Pick One: Attachment to Love or Attachment to Attention

In a healthy upbringing, an infant attaches to his/her mom (or a different, but continuous caregiver).

This attachment to mom secures love for the child.

The person learns that attachment to a specific devoted person equates love.

When the child grows up, he/she seeks out a committed, devoted partnership in order to continue his/her security of love.

When an infant doesn’t have an attachment to his/her mom, he/she might give up on securing love—especially if he/she us unaware that securing love is even an option. And instead he/she seeks to secure attention.

This forms, within the child and later the adult, the drive for attention, rather than for love.

To get attention, the person needs an audience member.

Instead of seeking a committed partner to secure love, the person will seek out one or more audience members in order to secure attention.

To this person, attachment to any number of audience members equates attention.

Perhaps, this person never really knows what love is. Thus, love is off of his/her radar. Perhaps he/she sees people as only potential audience members, and thus as objects.

Attention is always temporary as it’s superficial. Love is lasting because it’s from the heart and soul and is authentic.

As such, attention-driven people, for their very survival, must be open to attention from anyone at anytime—in order to meet their insatiable need for their never-lasting attention hit.

Additionally, these people, instead of having the need to give love, have the need to give attention. Which means they have the need to be an audience member too. Since attention, in and of itself, doesn’t have much depth to it, neither does the attention they have to give; and they are willing to be an audience member for almost anyone or anything.

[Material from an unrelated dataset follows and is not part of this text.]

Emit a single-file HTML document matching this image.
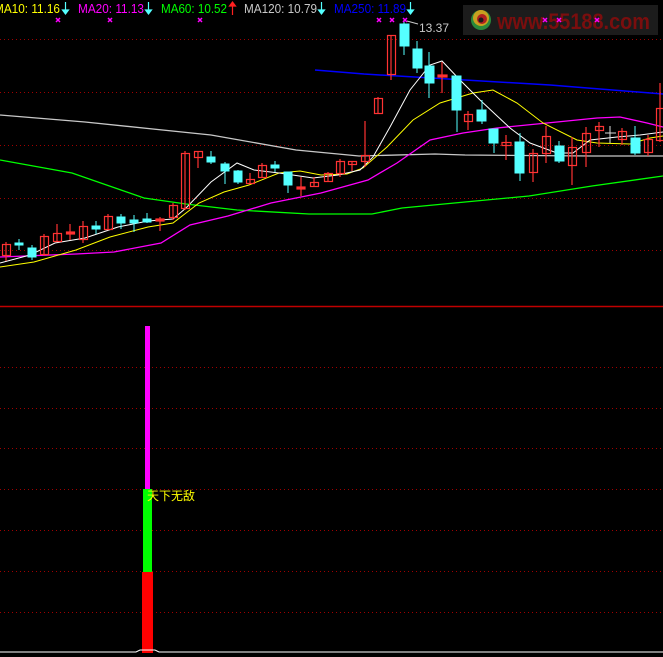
<!DOCTYPE html>
<html><head><meta charset="utf-8"><style>
html,body{margin:0;padding:0;background:#000;width:663px;height:657px;overflow:hidden}
svg{display:block}
text{font-family:"Liberation Sans","Noto Sans CJK SC",sans-serif}
</style></head><body>
<svg width="663" height="657" viewBox="0 0 663 657" xmlns="http://www.w3.org/2000/svg">
<rect width="663" height="657" fill="#000"/>
<g stroke="#a00000" stroke-width="1" stroke-dasharray="1,3">
<line x1="0" y1="39.5" x2="663" y2="39.5"/><line x1="0" y1="92.5" x2="663" y2="92.5"/>
<line x1="0" y1="145.5" x2="663" y2="145.5"/><line x1="0" y1="198.5" x2="663" y2="198.5"/>
<line x1="0" y1="250.5" x2="663" y2="250.5"/>
<line x1="0" y1="367.5" x2="663" y2="367.5"/><line x1="0" y1="408.5" x2="663" y2="408.5"/>
<line x1="0" y1="448.5" x2="663" y2="448.5"/><line x1="0" y1="489.5" x2="663" y2="489.5"/>
<line x1="0" y1="530.5" x2="663" y2="530.5"/><line x1="0" y1="571.5" x2="663" y2="571.5"/>
<line x1="0" y1="612.5" x2="663" y2="612.5"/>
</g>
<line x1="0" y1="306.5" x2="663" y2="306.5" stroke="#c00000" stroke-width="1.5"/>

<!-- logo -->
<rect x="463" y="5" width="195" height="30" fill="#1c1c1c"/>
<circle cx="481" cy="20" r="10" fill="#2a8a3a"/>
<circle cx="481" cy="18" r="8" fill="#c9a020"/>
<circle cx="482" cy="19" r="5" fill="#b02020"/>
<circle cx="481" cy="20" r="2.5" fill="#1c1c1c"/>
<text x="497" y="29" font-size="22" font-weight="bold" fill="#7a0e0e" textLength="153" lengthAdjust="spacingAndGlyphs">www.55188.com</text>

<!-- MA lines -->
<g fill="none" stroke-width="1">
<polyline stroke="#0000ff" stroke-width="1.5" points="315,70 364,74 465,80 550,85 663,94"/>
<polyline stroke="#c8c8c8" stroke-width="1.3" points="0,115 85,122 211,135 296,150 359,156 435,154 465,155 592,156 663,156"/>
<polyline stroke="#00ff00" stroke-width="1.3" points="0,160 72,173 144,198 186,204 237,210 309,214 372,214 402,208 465,202 529,196 592,186 663,176"/>
<polyline stroke="#ff00ff" stroke-width="1.3" points="0,257 76,254 114,252 161,243 190,225 228,216 271,203 321,193 368,180 397,163 430,140 463,133 497,128 547,123 597,118 620,117 647,123 663,127"/>
<polyline stroke="#ffff00" points="0,267 34,262 76,250 110,237 148,227 173,223 199,203 224,192 249,185 279,173 300,171 321,175 347,174 363,168 387,147 413,120 440,103 473,93 493,90 517,103 543,123 577,140 597,143 630,144 650,138 663,136"/>
<polyline stroke="#ffffff" points="0,263 30,255 55,243 85,238 118,227 148,221 173,219 186,208 211,182 237,163 254,170 279,173 313,178 338,175 360,170 373,157 390,127 410,90 430,65 442,61 460,80 480,100 510,128 530,143 557,153 573,153 590,140 617,137 640,135 663,132"/>
</g>

<!-- candles: red hollow -->
<g fill="none" stroke="#ff3333" stroke-width="1.2">
<line x1="6" y1="242" x2="6" y2="261"/><rect x="2.5" y="244.5" width="8" height="11"/>
<line x1="44" y1="234" x2="44" y2="256"/><rect x="40.5" y="236.5" width="8" height="18"/>
<line x1="57" y1="224" x2="57" y2="241"/><rect x="53.5" y="233.5" width="8" height="8"/>
<line x1="70" y1="224" x2="70" y2="240"/><rect x="66.5" y="232" width="8" height="2" fill="#ff3333"/>
<line x1="83" y1="221" x2="83" y2="243"/><rect x="79.5" y="226.5" width="8" height="13"/>
<line x1="108" y1="214" x2="108" y2="229"/><rect x="104.5" y="216.5" width="8" height="13"/>
<line x1="160" y1="217" x2="160" y2="231"/><rect x="156" y="219" width="8" height="2" fill="#ff3333"/>
<line x1="173" y1="203" x2="173" y2="220"/><rect x="169.5" y="205.5" width="8" height="12"/>
<line x1="185" y1="151" x2="185" y2="210"/><rect x="181.5" y="153.5" width="8" height="55"/>
<line x1="198" y1="151" x2="198" y2="168"/><rect x="194.5" y="151.5" width="8" height="6"/>
<line x1="250" y1="173" x2="250" y2="183"/><rect x="246.5" y="179.5" width="8" height="4"/>
<line x1="262" y1="163" x2="262" y2="177"/><rect x="258.5" y="165.5" width="8" height="12"/>
<line x1="301" y1="177" x2="301" y2="196"/><rect x="297" y="187" width="8" height="2" fill="#ff3333"/>
<line x1="314" y1="177" x2="314" y2="187"/><rect x="310.5" y="182.5" width="8" height="4"/>
<line x1="328" y1="172" x2="328" y2="182"/><rect x="324.5" y="173.5" width="8" height="8"/>
<line x1="340" y1="159" x2="340" y2="177"/><rect x="336.5" y="161.5" width="8" height="12"/>
<line x1="352" y1="161" x2="352" y2="171"/><rect x="348.5" y="161.5" width="8" height="3"/>
<line x1="365" y1="121" x2="365" y2="167"/><rect x="361.5" y="155.5" width="8" height="6"/>
<line x1="378" y1="97" x2="378" y2="114"/><rect x="374.5" y="98.5" width="8" height="15"/>
<line x1="391" y1="35" x2="391" y2="80"/><rect x="387.5" y="35.5" width="8" height="39"/>
<line x1="442" y1="62" x2="442" y2="93"/><rect x="438" y="75" width="9" height="2" fill="#ff3333"/>
<line x1="468" y1="111" x2="468" y2="130"/><rect x="464.5" y="114.5" width="8" height="7"/>
<line x1="506" y1="135" x2="506" y2="160"/><rect x="502" y="142.5" width="9" height="3"/>
<line x1="533" y1="149" x2="533" y2="182"/><rect x="529.5" y="153.5" width="8" height="19"/>
<line x1="546" y1="126" x2="546" y2="163"/><rect x="542.5" y="136.5" width="8" height="17"/>
<line x1="572" y1="137" x2="572" y2="185"/><rect x="568.5" y="147.5" width="8" height="18"/>
<line x1="586" y1="127" x2="586" y2="167"/><rect x="582.5" y="133.5" width="8" height="19"/>
<line x1="599" y1="122" x2="599" y2="147"/><rect x="595.5" y="126.5" width="8" height="4"/>
<line x1="622" y1="128" x2="622" y2="145"/><rect x="618.5" y="131.5" width="8" height="8"/>
<line x1="648" y1="135" x2="648" y2="156"/><rect x="644.5" y="139.5" width="8" height="13"/>
<line x1="660" y1="83" x2="660" y2="142"/><rect x="656.5" y="108.5" width="8" height="32"/>
</g>
<!-- cyan candles -->
<g fill="#55ffff" stroke="#55ffff" stroke-width="1">
<line x1="19" y1="239" x2="19" y2="250"/><rect x="15" y="243" width="8" height="2"/>
<line x1="32" y1="245" x2="32" y2="260"/><rect x="28" y="248" width="8" height="9"/>
<line x1="96" y1="221" x2="96" y2="234"/><rect x="92" y="226" width="8" height="3"/>
<line x1="121" y1="214" x2="121" y2="229"/><rect x="117" y="217" width="8" height="6"/>
<line x1="134" y1="215" x2="134" y2="232"/><rect x="130" y="220" width="8" height="3"/>
<line x1="147" y1="213" x2="147" y2="223"/><rect x="143" y="219" width="8" height="3"/>
<line x1="211" y1="151" x2="211" y2="164"/><rect x="207" y="157" width="8" height="5"/>
<line x1="225" y1="162" x2="225" y2="184"/><rect x="221" y="164" width="8" height="7"/>
<line x1="238" y1="170" x2="238" y2="184"/><rect x="234" y="171" width="8" height="11"/>
<line x1="275" y1="161" x2="275" y2="172"/><rect x="271" y="165" width="8" height="3"/>
<line x1="288" y1="172" x2="288" y2="193"/><rect x="284" y="172" width="8" height="13"/>
<line x1="404" y1="20" x2="404" y2="55"/><rect x="400" y="24" width="9" height="22"/>
<line x1="417" y1="41" x2="417" y2="73"/><rect x="413" y="49" width="9" height="19"/>
<line x1="429" y1="52" x2="429" y2="98"/><rect x="425" y="66" width="9" height="17"/>
<line x1="457" y1="76" x2="457" y2="132"/><rect x="452" y="76" width="9" height="34"/>
<line x1="482" y1="100" x2="482" y2="124"/><rect x="477" y="110" width="9" height="11"/>
<line x1="494" y1="129" x2="494" y2="153"/><rect x="489" y="129" width="9" height="14"/>
<line x1="520" y1="133" x2="520" y2="181"/><rect x="515" y="142" width="9" height="31"/>
<line x1="559" y1="141" x2="559" y2="163"/><rect x="555" y="146" width="9" height="15"/>
<line x1="635" y1="126" x2="635" y2="155"/><rect x="631" y="138" width="9" height="15"/>
</g>
<g stroke="#dddddd" stroke-width="1"><line x1="610" y1="126" x2="610" y2="143"/><line x1="605" y1="133" x2="616" y2="133"/></g>

<!-- header -->
<g font-size="13" lengthAdjust="spacingAndGlyphs">
<text x="-6" y="13" fill="#ffff00" textLength="66" lengthAdjust="spacingAndGlyphs">MA10: 11.16</text>
<text x="78" y="13" fill="#ff00ff" textLength="66" lengthAdjust="spacingAndGlyphs">MA20: 11.13</text>
<text x="161" y="13" fill="#00ff00" textLength="66" lengthAdjust="spacingAndGlyphs">MA60: 10.52</text>
<text x="244" y="13" fill="#c8c8c8" textLength="73" lengthAdjust="spacingAndGlyphs">MA120: 10.79</text>
<text x="334" y="13" fill="#0000ff" textLength="72" lengthAdjust="spacingAndGlyphs">MA250: 11.89</text>
</g>
<g stroke-width="1.2">
<g stroke="#55ffff" fill="#55ffff">
<line x1="65.5" y1="2" x2="65.5" y2="14"/><path d="M62.5,10 L68.5,10 L65.5,14Z"/>
<line x1="148.5" y1="2" x2="148.5" y2="14"/><path d="M145.5,10 L151.5,10 L148.5,14Z"/>
<line x1="321.5" y1="2" x2="321.5" y2="14"/><path d="M318.5,10 L324.5,10 L321.5,14Z"/>
<line x1="410.5" y1="2" x2="410.5" y2="14"/><path d="M407.5,10 L413.5,10 L410.5,14Z"/>
</g>
<g stroke="#ff2020" fill="#ff2020"><line x1="232.5" y1="2" x2="232.5" y2="15"/><path d="M229.5,6 L235.5,6 L232.5,2Z"/></g>
</g>
<g stroke="#ff00ff" stroke-width="1.5">
<path d="M56,18 l4,4 m0,-4 l-4,4"/><path d="M108,18 l4,4 m0,-4 l-4,4"/><path d="M198,18 l4,4 m0,-4 l-4,4"/>
<path d="M377,18 l4,4 m0,-4 l-4,4"/><path d="M390,18 l4,4 m0,-4 l-4,4"/><path d="M403,18 l4,4 m0,-4 l-4,4"/>
<path d="M543,18 l4,4 m0,-4 l-4,4"/><path d="M557,18 l4,4 m0,-4 l-4,4"/><path d="M595,18 l4,4 m0,-4 l-4,4"/>
</g>
<line x1="407" y1="21" x2="418" y2="24" stroke="#c8c8c8"/>
<text x="419" y="32" font-size="12" fill="#c8c8c8">13.37</text>

<!-- bottom indicator -->
<rect x="145" y="326" width="5" height="164" fill="#ff00ff"/>
<rect x="143" y="489" width="9" height="83" fill="#00ff00"/>
<rect x="142" y="572" width="11" height="81" fill="#ff0000"/>
<polyline points="0,652 136,652 140,650 155,650 159,652 663,652" fill="none" stroke="#ffffff" stroke-width="1"/>
<text x="147" y="500" font-size="12" fill="#ffff00">天下无敌</text>
</svg>
</body></html>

Their being an audience member, in order to feel like they are giving attention, could look and seem similar to a baby absorbing stimuli and sensations while carried in mom’s arms, and could be as elementary as their simply

  • having their body around, in view or displayed

    • not requiring them to actually be present

    • not requiring them to have to actively participate and contribute

  • willing to look at or watch said object(s)-of-their-attention

  • willing to hear sounds coming from said object(s)-of-their-attention

    • sometimes only being concerned with the tones of sounds, over the content—much like a newborn

Potentially, to meet the insatiable need for having audience members and for being an audience member, they might even have to create such scenarios, or to alter real-life, in their imagination, grandiose daydreams, and fantasy.